*Your instructions*
Go through the data below. List every line that holds the word "index".

*Material for the task*
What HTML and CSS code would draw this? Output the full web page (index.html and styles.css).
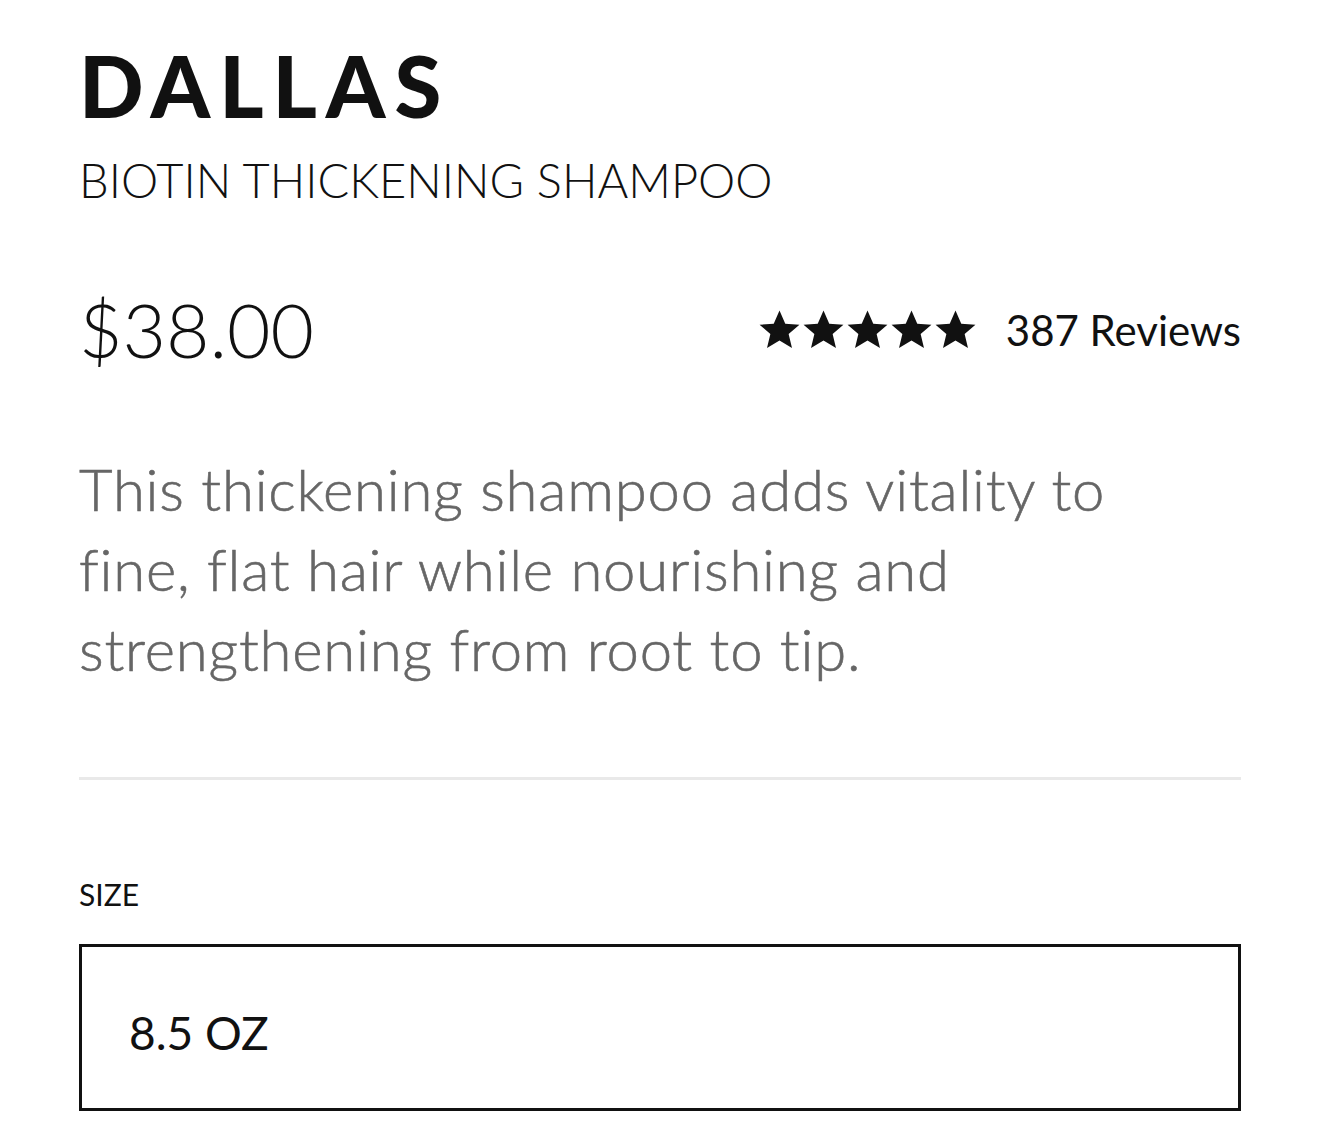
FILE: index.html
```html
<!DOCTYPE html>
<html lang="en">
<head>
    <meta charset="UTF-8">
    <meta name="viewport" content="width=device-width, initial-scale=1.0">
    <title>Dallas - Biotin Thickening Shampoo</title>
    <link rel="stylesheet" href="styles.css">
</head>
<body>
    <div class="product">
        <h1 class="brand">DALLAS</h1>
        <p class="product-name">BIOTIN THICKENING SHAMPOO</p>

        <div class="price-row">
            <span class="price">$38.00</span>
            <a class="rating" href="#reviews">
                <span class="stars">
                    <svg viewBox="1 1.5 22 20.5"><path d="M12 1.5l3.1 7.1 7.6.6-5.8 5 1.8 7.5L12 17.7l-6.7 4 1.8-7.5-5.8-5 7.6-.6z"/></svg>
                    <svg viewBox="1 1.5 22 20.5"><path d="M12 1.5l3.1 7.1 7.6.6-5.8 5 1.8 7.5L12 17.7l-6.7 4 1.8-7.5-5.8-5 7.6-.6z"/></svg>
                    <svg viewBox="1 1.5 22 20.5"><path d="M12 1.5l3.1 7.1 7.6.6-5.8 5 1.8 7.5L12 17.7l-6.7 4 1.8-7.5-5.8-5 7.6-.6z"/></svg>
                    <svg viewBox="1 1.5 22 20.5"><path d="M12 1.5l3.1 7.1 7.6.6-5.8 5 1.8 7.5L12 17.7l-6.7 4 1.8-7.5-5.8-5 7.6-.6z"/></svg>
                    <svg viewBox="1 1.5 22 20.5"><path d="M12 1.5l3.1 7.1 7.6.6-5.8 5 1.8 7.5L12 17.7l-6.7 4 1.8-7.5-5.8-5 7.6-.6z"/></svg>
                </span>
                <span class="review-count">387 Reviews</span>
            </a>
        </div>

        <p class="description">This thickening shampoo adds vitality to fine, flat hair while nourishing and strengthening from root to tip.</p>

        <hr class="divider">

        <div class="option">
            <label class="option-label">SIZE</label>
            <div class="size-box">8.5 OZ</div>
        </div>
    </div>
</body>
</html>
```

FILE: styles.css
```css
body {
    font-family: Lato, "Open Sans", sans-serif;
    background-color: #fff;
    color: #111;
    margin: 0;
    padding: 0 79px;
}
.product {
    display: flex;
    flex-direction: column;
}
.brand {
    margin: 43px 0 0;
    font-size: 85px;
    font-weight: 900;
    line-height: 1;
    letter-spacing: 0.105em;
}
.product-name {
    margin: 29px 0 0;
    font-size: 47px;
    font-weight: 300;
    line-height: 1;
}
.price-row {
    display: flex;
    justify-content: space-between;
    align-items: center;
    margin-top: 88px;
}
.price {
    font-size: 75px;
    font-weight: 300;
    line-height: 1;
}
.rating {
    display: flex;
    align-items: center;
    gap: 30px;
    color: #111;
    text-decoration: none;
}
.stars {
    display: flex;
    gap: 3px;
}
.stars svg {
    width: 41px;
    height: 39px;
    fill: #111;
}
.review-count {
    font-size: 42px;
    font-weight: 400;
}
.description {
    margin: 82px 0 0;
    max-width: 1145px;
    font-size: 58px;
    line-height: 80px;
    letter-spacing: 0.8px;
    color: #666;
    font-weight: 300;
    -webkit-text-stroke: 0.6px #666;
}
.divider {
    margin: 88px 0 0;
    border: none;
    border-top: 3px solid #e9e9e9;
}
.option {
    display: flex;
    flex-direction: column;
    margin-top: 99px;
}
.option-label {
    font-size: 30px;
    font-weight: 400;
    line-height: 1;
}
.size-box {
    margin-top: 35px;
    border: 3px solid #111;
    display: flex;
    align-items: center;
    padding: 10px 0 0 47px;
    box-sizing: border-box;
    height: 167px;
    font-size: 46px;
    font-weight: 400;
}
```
...
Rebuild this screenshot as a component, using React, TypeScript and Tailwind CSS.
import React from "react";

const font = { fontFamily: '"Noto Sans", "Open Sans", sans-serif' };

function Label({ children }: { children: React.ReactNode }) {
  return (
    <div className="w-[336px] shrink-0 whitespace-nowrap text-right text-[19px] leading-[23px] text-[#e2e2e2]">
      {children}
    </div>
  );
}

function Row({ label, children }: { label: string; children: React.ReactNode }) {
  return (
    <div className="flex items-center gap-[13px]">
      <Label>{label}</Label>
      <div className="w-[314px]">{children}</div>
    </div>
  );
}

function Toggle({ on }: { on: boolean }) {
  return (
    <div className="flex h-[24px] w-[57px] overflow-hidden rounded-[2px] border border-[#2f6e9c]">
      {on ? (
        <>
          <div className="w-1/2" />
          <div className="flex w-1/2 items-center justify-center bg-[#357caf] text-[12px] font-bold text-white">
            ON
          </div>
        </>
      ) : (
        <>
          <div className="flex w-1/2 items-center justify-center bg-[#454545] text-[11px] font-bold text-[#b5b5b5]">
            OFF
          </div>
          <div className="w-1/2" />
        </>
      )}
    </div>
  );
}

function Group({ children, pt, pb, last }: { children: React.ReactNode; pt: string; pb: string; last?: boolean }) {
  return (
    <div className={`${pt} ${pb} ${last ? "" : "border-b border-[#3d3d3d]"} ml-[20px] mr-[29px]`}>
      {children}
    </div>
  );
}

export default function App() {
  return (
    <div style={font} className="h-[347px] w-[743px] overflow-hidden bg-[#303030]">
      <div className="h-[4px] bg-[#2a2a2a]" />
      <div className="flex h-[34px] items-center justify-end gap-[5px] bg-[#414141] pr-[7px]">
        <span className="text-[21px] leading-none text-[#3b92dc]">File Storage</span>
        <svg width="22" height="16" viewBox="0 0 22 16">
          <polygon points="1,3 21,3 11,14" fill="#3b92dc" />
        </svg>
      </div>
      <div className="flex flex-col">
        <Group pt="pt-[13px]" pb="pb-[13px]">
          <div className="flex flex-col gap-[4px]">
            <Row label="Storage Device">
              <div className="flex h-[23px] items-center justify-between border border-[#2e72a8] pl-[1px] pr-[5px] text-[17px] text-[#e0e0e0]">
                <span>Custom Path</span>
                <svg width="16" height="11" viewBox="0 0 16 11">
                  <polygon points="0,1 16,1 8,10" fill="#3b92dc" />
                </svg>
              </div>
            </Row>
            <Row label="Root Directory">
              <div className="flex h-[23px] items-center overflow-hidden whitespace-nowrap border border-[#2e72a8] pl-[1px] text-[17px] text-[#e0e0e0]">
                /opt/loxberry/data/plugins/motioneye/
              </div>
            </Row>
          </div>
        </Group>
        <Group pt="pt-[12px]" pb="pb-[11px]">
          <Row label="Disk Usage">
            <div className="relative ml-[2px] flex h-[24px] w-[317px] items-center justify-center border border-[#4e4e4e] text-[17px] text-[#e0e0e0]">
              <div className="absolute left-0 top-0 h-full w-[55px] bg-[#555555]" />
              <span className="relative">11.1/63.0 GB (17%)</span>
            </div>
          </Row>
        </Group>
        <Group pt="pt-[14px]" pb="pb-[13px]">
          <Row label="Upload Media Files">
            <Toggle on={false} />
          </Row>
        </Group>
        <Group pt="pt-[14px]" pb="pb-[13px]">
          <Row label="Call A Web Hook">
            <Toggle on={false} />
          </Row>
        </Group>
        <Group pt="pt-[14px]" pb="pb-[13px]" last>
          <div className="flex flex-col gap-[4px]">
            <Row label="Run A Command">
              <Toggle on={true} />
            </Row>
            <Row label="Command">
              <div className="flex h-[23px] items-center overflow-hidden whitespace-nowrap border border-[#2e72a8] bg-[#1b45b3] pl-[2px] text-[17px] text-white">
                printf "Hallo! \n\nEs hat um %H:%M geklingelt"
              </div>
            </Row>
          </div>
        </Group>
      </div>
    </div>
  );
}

*Final answer*
What HTML and CSS code would draw this? Output the full web page (index.html and styles.css).
FILE: index.html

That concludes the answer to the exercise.